• WHAT IS NEEDED:
Across the material below, how many lines contain the word "TypeScript"? Give only the number.
— BEGIN EXERCISE DATA —
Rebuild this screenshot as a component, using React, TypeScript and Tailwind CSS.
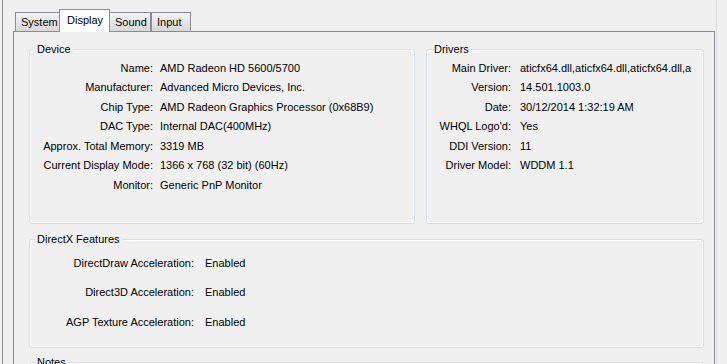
import type { ReactNode } from "react";

const device: [string, string][] = [
  ["Name:", "AMD Radeon HD 5600/5700"],
  ["Manufacturer:", "Advanced Micro Devices, Inc."],
  ["Chip Type:", "AMD Radeon Graphics Processor (0x68B9)"],
  ["DAC Type:", "Internal DAC(400MHz)"],
  ["Approx. Total Memory:", "3319 MB"],
  ["Current Display Mode:", "1366 x 768 (32 bit) (60Hz)"],
  ["Monitor:", "Generic PnP Monitor"],
];

const drivers: [string, string][] = [
  ["Main Driver:", "aticfx64.dll,aticfx64.dll,aticfx64.dll,a"],
  ["Version:", "14.501.1003.0"],
  ["Date:", "30/12/2014 1:32:19 AM"],
  ["WHQL Logo'd:", "Yes"],
  ["DDI Version:", "11"],
  ["Driver Model:", "WDDM 1.1"],
];

const features: [string, string][] = [
  ["DirectDraw Acceleration:", "Enabled"],
  ["Direct3D Acceleration:", "Enabled"],
  ["AGP Texture Acceleration:", "Enabled"],
];

function Group({ title, className, children }: { title: string; className: string; children?: ReactNode }) {
  return (
    <div className={"relative border border-[#d5dfe5] rounded-[3px] shadow-[inset_1px_1px_0_#ffffff,inset_-1px_-1px_0_#ffffff] " + className}>
      <div className="absolute -top-[8px] left-[5px] px-[2px] bg-[#f0f0f0] leading-[14px]">{title}</div>
      {children}
    </div>
  );
}

function Tab({ label, active }: { label: string; active?: boolean }) {
  if (active)
    return (
      <div className="relative z-10 -ml-px -mb-px h-[23px] w-[51px] border border-b-0 border-[#898c95] bg-white pl-[7px] pt-[3px] leading-[14px]">
        {label}
      </div>
    );
  return (
    <div className="h-[19px] border border-b-0 border-[#898c95] bg-linear-to-b from-[#f4f4f4] to-[#d8d8d8] pl-[5px] pt-[2px] leading-[14px]">
      {label}
    </div>
  );
}

export default function App() {
  return (
    <div className="w-[727px] h-[364px] overflow-hidden bg-[#f0f0f0] flex text-[11px] text-black font-['Liberation_Sans',Arial,sans-serif]">
      <div className="w-[2px]" />
      <div className="w-px bg-[#8d8d8d]" />
      <div className="w-[10px]" />
      <div className="w-[702px] flex flex-col pt-[10px]">
        <div className="flex items-end h-[21px] pl-[2px]">
          <div className="w-[45px]"><Tab label="System" /></div>
          <Tab label="Display" active />
          <div className="w-[42px] -ml-px"><Tab label="Sound" /></div>
          <div className="w-[40px]"><Tab label="Input" /></div>
        </div>
        <div className="flex-1 border border-[#898c95] pt-[17px] pl-[15px] pr-[10px]">
          <div className="flex gap-[11px]">
            <Group title="Device" className="w-[386px] h-[175px] pt-[8px]">
              {device.map(([k, v]) => (
                <div key={k} className="flex h-[19.5px] items-center gap-[7px]">
                  <div className="w-[123px] text-right whitespace-nowrap">{k}</div>
                  <div className="whitespace-nowrap">{v}</div>
                </div>
              ))}
            </Group>
            <Group title="Drivers" className="w-[278px] h-[175px] pt-[8px]">
              {drivers.map(([k, v]) => (
                <div key={k} className="flex h-[19.5px] items-center gap-[9px]">
                  <div className="w-[84px] shrink-0 text-right whitespace-nowrap">{k}</div>
                  <div className="whitespace-nowrap">{v}</div>
                </div>
              ))}
            </Group>
          </div>
          <Group title="DirectX Features" className="mt-[15px] h-[109px] pt-[8px]">
            {features.map(([k, v]) => (
              <div key={k} className="flex h-[29.5px] items-center gap-[11px]">
                <div className="w-[164px] text-right whitespace-nowrap">{k}</div>
                <div>{v}</div>
              </div>
            ))}
          </Group>
          <Group title="Notes" className="mt-[14px] h-[80px]" />
        </div>
      </div>
      <div className="w-px" />
      <div className="w-px bg-[#dcdcdc]" />
    </div>
  );
}
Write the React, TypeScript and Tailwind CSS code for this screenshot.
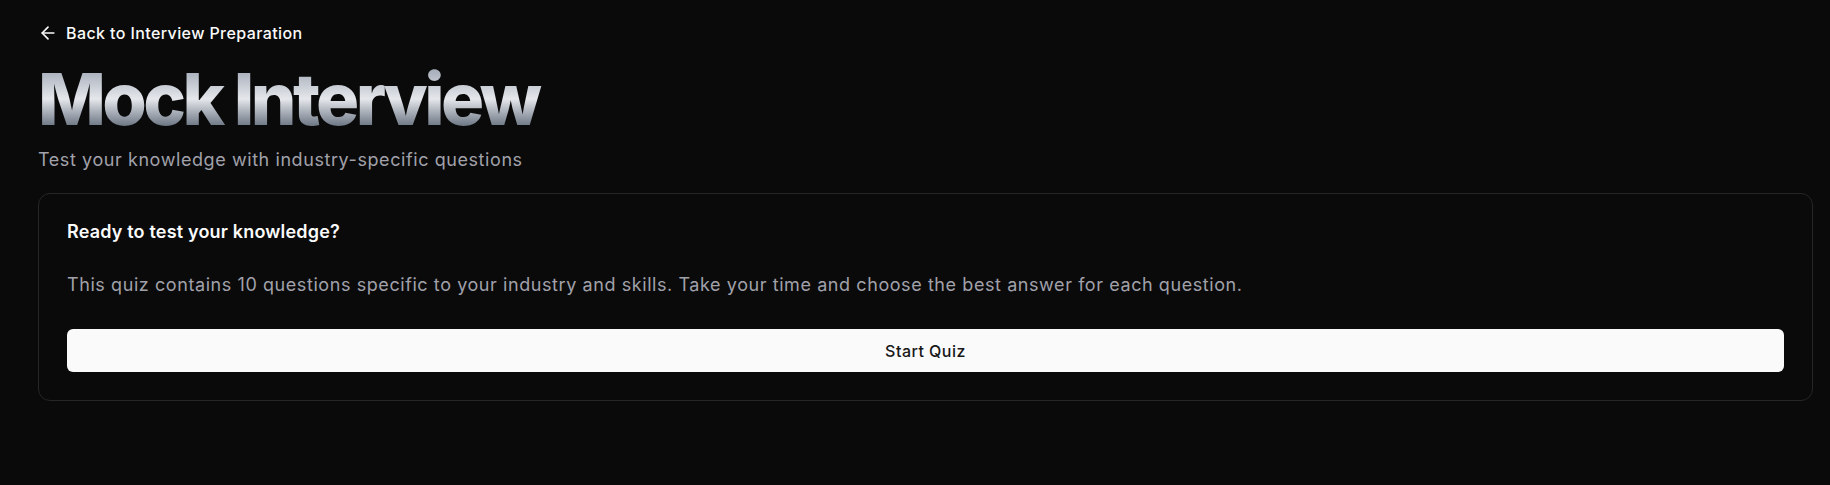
— END EXERCISE DATA —
• THE RESULT:
2